While most survey respondents said that they’re somewhat successful in deriving insights from customer data, only 17% claimed to be “highly successful.” Unsurprisingly, predictive analytics ranked as the top priority for investment for the survey respondents. Around three out of five survey respondents also mentioned the usage of geographic and socioeconomic data for targeted promotions as an area they’re lagging in. When asked about customer behaviors areas where more insight is needed, 67% of respondents cited path to purchase and 53% cited price sensitivity — two behaviors that are certainly highly related.

Source: JDA’s “ Voice of the Category Manager 2017”

Omnichannel retailing and localization are two strategies that the survey respondents are prioritizing in order to reach consumers. With the former, a recent study of 46,000 shoppers in fact showed that multichannel shoppers spend more money in the store, and they’re also more likely to be repeat customers. Localization allows companies to look at ever smaller market segments, analyzing the consumer segments’ specific needs and tailoring offerings to those needs, thus selling more effectively to the individual customer.

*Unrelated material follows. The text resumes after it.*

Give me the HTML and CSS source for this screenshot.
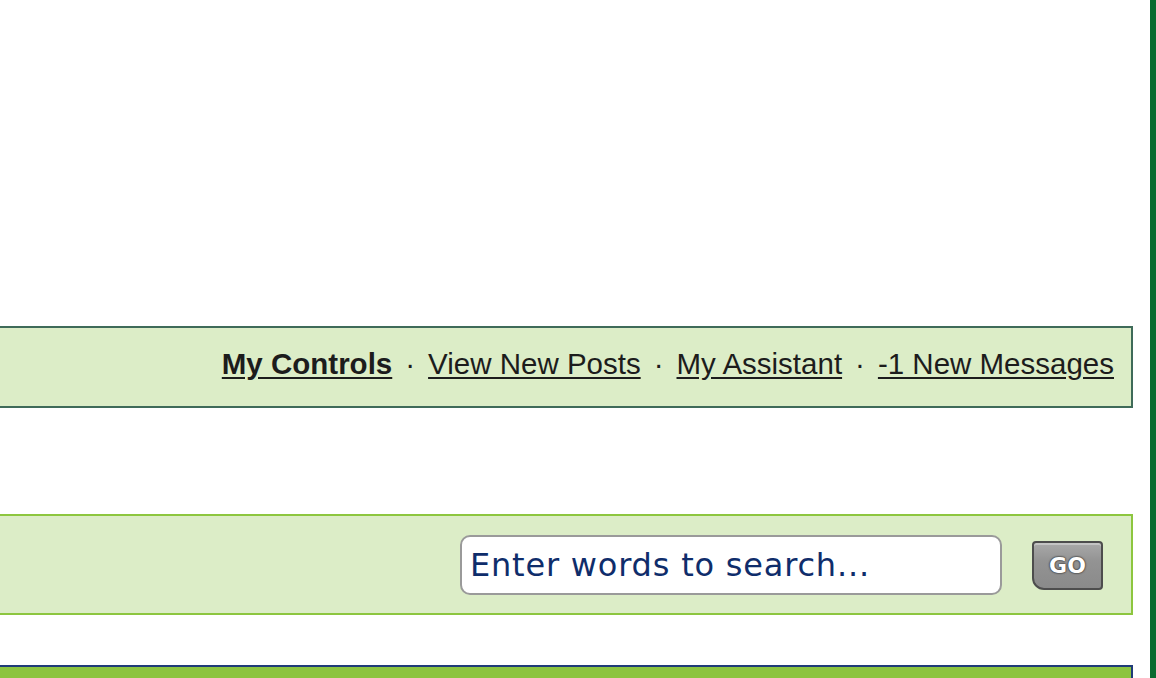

So what will shopping look like in, say, 2050? Ruesink thinks that the experiences of shopping online and shopping in a physical store will become more similar, and the latter will achieve a higher level of personalization.

“Customers will opt into a retailer’s online map and they’ll opt into special, targeted solutions, based on their needs and wants that they’ve identified in their profile,” Ruesink says. “And because they’re in the retailer’s mapping software, the store will even be able to track where they move through the stores, and for that profile of consumer, where the optimal promotional areas might be.”

While this may still sound more like science fiction, Ruesink believes that predictive analytics technology will move at breakneck speed and that we can expect companies to make significant headway in the next three to five years.

“I think it’ll be a requirement to survive,” Ruesink says. “You have to understand your consumers and their needs, especially the strategic customers that you’re in business for. They need to understand who their target customer segments are and do everything they can, including using predictive analytics, to make sure they’re meeting the needs of those highly valuable customers.”